──────── MATERIAL PROVIDED ────────

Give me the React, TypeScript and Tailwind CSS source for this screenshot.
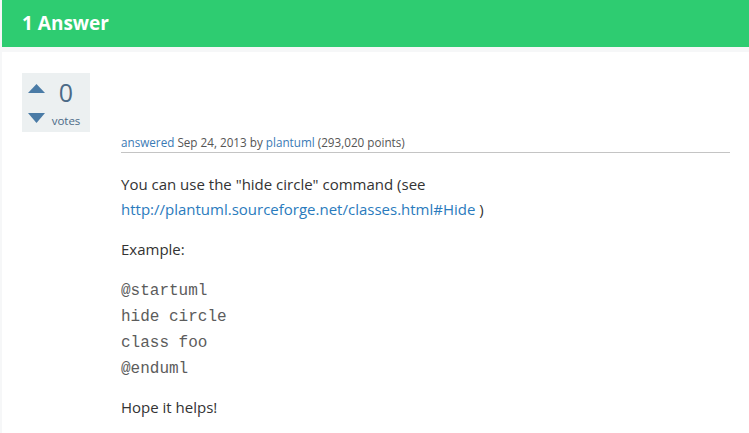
export default function App() {
  return (
    <div className="min-h-screen bg-[#f6f7f8] pl-[2px]" style={{ fontFamily: '"Open Sans", "Noto Sans", sans-serif' }}>
      <div className="h-[47px] bg-[#2ecc71] px-5 flex items-center">
        <h2 className="text-[19px] font-bold text-white leading-none -mt-[1px]">1 Answer</h2>
      </div>
      <div className="mt-[5px] bg-white min-h-[381px] pl-5 pr-[19px] pt-[21px] flex">
        <div className="w-[68px] h-[59px] bg-[#ecf0f1] flex shrink-0">
          <div className="w-[26px] flex flex-col items-center pt-[11px] pl-[3px]">
            <svg width="17" height="9" viewBox="0 0 17 9"><polygon points="8.5,0 17,9 0,9" fill="#4a7ba6" /></svg>
            <svg width="17" height="10" viewBox="0 0 17 10" className="mt-[20px]"><polygon points="0,0 17,0 8.5,10" fill="#4a7ba6" /></svg>
          </div>
          <div className="w-[36px] flex flex-col items-center text-[#4b6a87]">
            <span className="text-[25px] leading-none mt-[7px]">0</span>
            <span className="text-[11.5px] leading-none mt-[10px]">votes</span>
          </div>
        </div>
        <div className="flex-1 ml-[31px] pt-[62px]">
          <div className="text-[11.7px] text-[#555] border-b border-[#c4c4c4] pb-[3px] leading-[14px]">
            <a className="text-[#3a7ab5]">answered</a> Sep 24, 2013 by <a className="text-[#3a7ab5]">plantuml</a> (293,020 points)
          </div>
          <div className="text-[15px] text-[#333] leading-[25px] pt-[19px]">
            <p>
              You can use the "hide circle" command (see
              <br />
              <a className="text-[#2a7bbd]">http://plantuml.sourceforge.net/classes.html#Hide</a> )
            </p>
            <p className="mt-[15px]">Example:</p>
            <div className="mt-[16px] text-[16px] text-[#5c5c5c] leading-[26px]" style={{ fontFamily: '"Liberation Mono", "Courier New", monospace' }}>
              <div>@startuml</div>
              <div>hide circle</div>
              <div>class foo</div>
              <div>@enduml</div>
            </div>
            <p className="mt-[13px]">Hope it helps!</p>
          </div>
        </div>
      </div>
    </div>
  )
}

────────

- **REQUIREMENTS**
From start to finish, output the listing exactly, but omit its pictures.

- **EXERCISE SOLUTION**
Give me the React, TypeScript and Tailwind CSS source for this screenshot.
export default function App() {
  return (
    <div className="min-h-screen bg-[#f6f7f8] pl-[2px]" style={{ fontFamily: '"Open Sans", "Noto Sans", sans-serif' }}>
      <div className="h-[47px] bg-[#2ecc71] px-5 flex items-center">
        <h2 className="text-[19px] font-bold text-white leading-none -mt-[1px]">1 Answer</h2>
      </div>
      <div className="mt-[5px] bg-white min-h-[381px] pl-5 pr-[19px] pt-[21px] flex">
        <div className="w-[68px] h-[59px] bg-[#ecf0f1] flex shrink-0">
          <div className="w-[26px] flex flex-col items-center pt-[11px] pl-[3px]">
            <svg width="17" height="9" viewBox="0 0 17 9"><polygon points="8.5,0 17,9 0,9" fill="#4a7ba6" /></svg>
            <svg width="17" height="10" viewBox="0 0 17 10" className="mt-[20px]"><polygon points="0,0 17,0 8.5,10" fill="#4a7ba6" /></svg>
          </div>
          <div className="w-[36px] flex flex-col items-center text-[#4b6a87]">
            <span className="text-[25px] leading-none mt-[7px]">0</span>
            <span className="text-[11.5px] leading-none mt-[10px]">votes</span>
          </div>
        </div>
        <div className="flex-1 ml-[31px] pt-[62px]">
          <div className="text-[11.7px] text-[#555] border-b border-[#c4c4c4] pb-[3px] leading-[14px]">
            <a className="text-[#3a7ab5]">answered</a> Sep 24, 2013 by <a className="text-[#3a7ab5]">plantuml</a> (293,020 points)
          </div>
          <div className="text-[15px] text-[#333] leading-[25px] pt-[19px]">
            <p>
              You can use the "hide circle" command (see
              <br />
              <a className="text-[#2a7bbd]">http://plantuml.sourceforge.net/classes.html#Hide</a> )
            </p>
            <p className="mt-[15px]">Example:</p>
            <div className="mt-[16px] text-[16px] text-[#5c5c5c] leading-[26px]" style={{ fontFamily: '"Liberation Mono", "Courier New", monospace' }}>
              <div>@startuml</div>
              <div>hide circle</div>
              <div>class foo</div>
              <div>@enduml</div>
            </div>
            <p className="mt-[13px]">Hope it helps!</p>
          </div>
        </div>
      </div>
    </div>
  )
}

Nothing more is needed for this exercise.